Pour faire froid, il faisait froid. Mais pas moins quinze. Quatre ou cinq minimum, faut quand même pas exagérer.
Bon, à part ça, vous avez déçus par ce que je vous ai raconté. Tant mieux. Car si vous ne voulez pas entendre de profond amalgame entre différentes cultures, époques, milieux sociaux, etc. rien ne vaut une bonne série de conférences par de grands pontes historiens ou ethnologues. A la Sorbonne ou ailleurs. Et courage. Donc, cette confusion, je la revendique, puisqu’elle résulte d’un ensemble de perceptions de mes petits capteurs (si, si) à l’écoute du monde. L’actualité récente a encore répandu des flots d’infos, tout aussi emmêlées, à l’occasion de la journée de la femme (drôle d’idée) par exemple. Il y a quelques jours, je suis passé vers les Invalides devant un bâtiment couvert de grands calicots portant des photos sur le thème de la violence faite aux femmes. Le mélange des genres ne les embarrassait pas. Au contraire de l’universitaire, l’artiste n’expose pas de connaissances mais ce que l’on appelle (abusivement ?) une œuvre, dont le rôle n’a jamais été de donner des réponses mais de reposer des questions qui intéressent plus ou moins, parfois pas du tout.
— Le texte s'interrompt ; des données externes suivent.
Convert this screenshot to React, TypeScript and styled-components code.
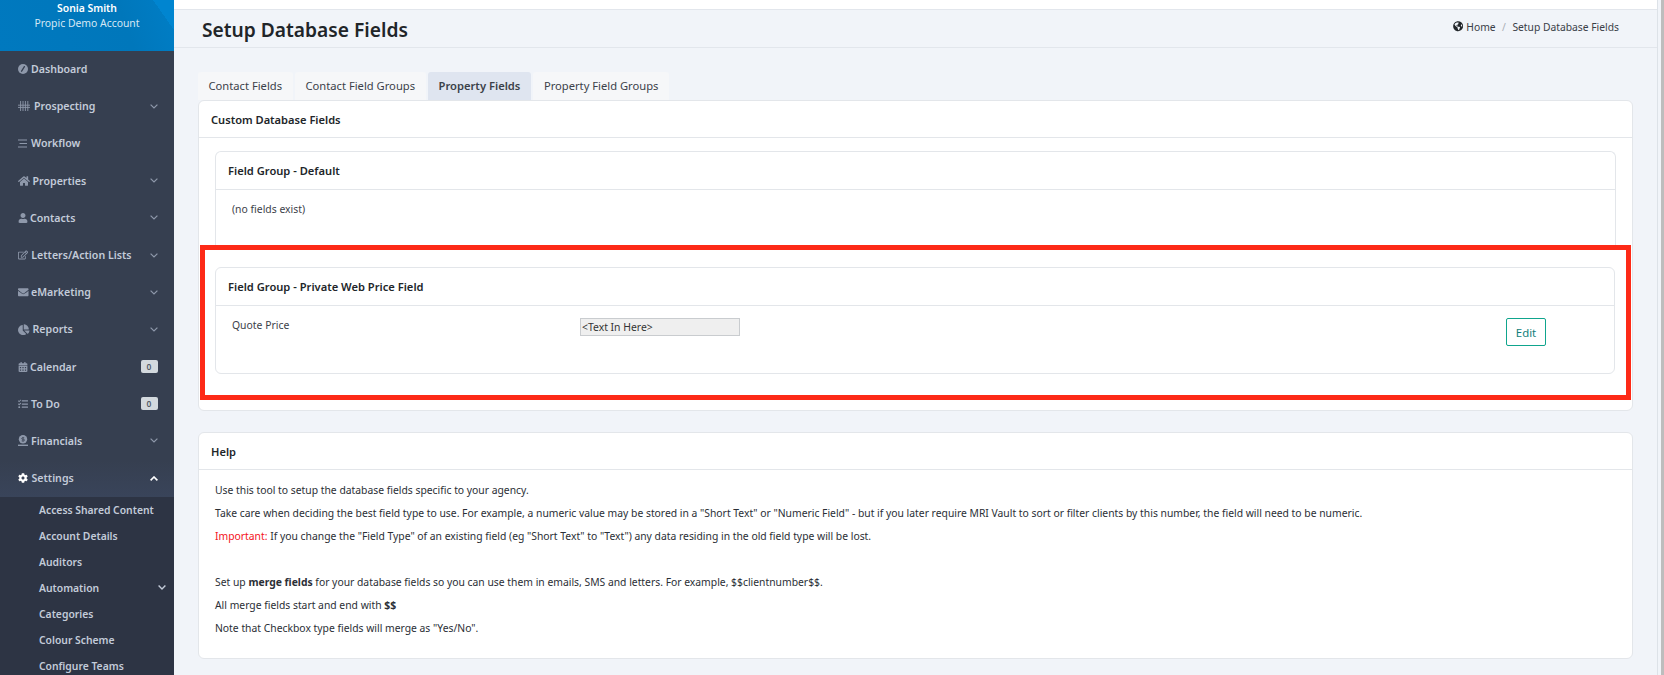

Il y a des sujets de prédilection de certains artistes qui me laissent totalement indifférent ou qui m’ennuient, comme les rapports au corps, le consumérisme, les histoires de traces, de mémoire… autant de sujets qui intéressent pourtant beaucoup de monde. Donc, dans ma vidéo de 2 minutes à voir de préférence en se pliant au dispositif du “guichet”, je me contente de montrer, au pied de la lettre, des femmes “coupables”. Ensuite, si on me demande pourquoi cette vidéo, pourquoi avec ces moyens, je trouverai à coup sûr des raisons qui ne valent qu’en fonction de mes repères. Parce qu’il y a qu’il y a, de mon point de vue, derrière tout cela, des pratiques avérées et répandues appelées discriminations, maltraitances, mutilations, assassinats, traite, esclavage…et pas seulement en Afrique ou en Inde. Le fait d’avoir utilisé des têtes aux cheveux coupés jetées sur le trottoir après utilisation en école de coiffure ne peut laisser indifférent, d’autant que je n’ai pas recherché ces objets mais qu’ils sont arrivés entre mes mains et que j’ai alors, inconsciemment, vu en eux les acteurs du film. Si le spectateur attend des réponses claires et complètes dans les 120 secondes  de la vidéo, c’est lui qui perd la tête. Qu’il n’écoute surtout pas mon argumentation, aussi foireuse qu’inutile. Qu’il crie “stop” plutôt qu’encore.  Mais j’ai bien peur que le bruit des scies ne couvre encore longtemps sa voix.